On amd64 at least, __int128_t exists, I believe, and I think it should come with operators. In higher-level languages, you can define < and == simply enough.
Now, I grant that the above is highly architecture specific, and there definitely exist architectures where this doesn't apply. And those, yes, 128-bit will be slower than a theoretical 64-bit. I just don't think it's worth worrying about.
> IP addresses aren't just numbers assigned to machines. They must also — effectively — encode the route to that machine; you can sort of imagine it as a tree, with each bit giving you successively more local directions on the Internet. Now, of course, that's not exactly how it works, but the point is that some parts of that tree are going to be sparsely populated. Having a wider address space means you can make bigger, but not necessarily full, allocations in the address space, allowing you to keep whole networks together in a common prefixes, which results in simpler routing tables. (At least, that's the idea as I understand it.)

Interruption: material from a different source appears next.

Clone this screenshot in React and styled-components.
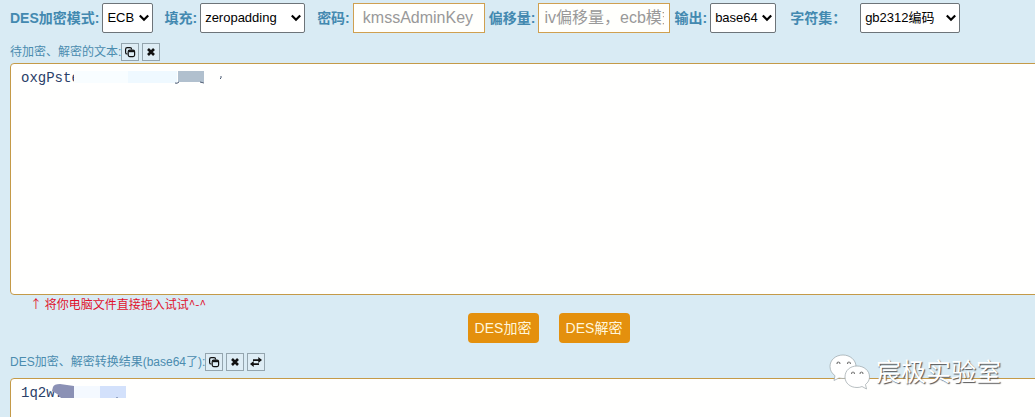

Exactly, and the huge address space allows the standard to right out set some structure to it, with 48 bits for global routing, 16 bits for subnet addressing, plus 64 bits for link-local, interface identifier. Routing is only concerned about the first 64 bits (which has all the fast operations you could dream of) and global routing only the first 48 even. Obviously doing some work to match the topology to the address space in a smart way by leveraging CIDR to reduce the size of routing tables is always going to be useful.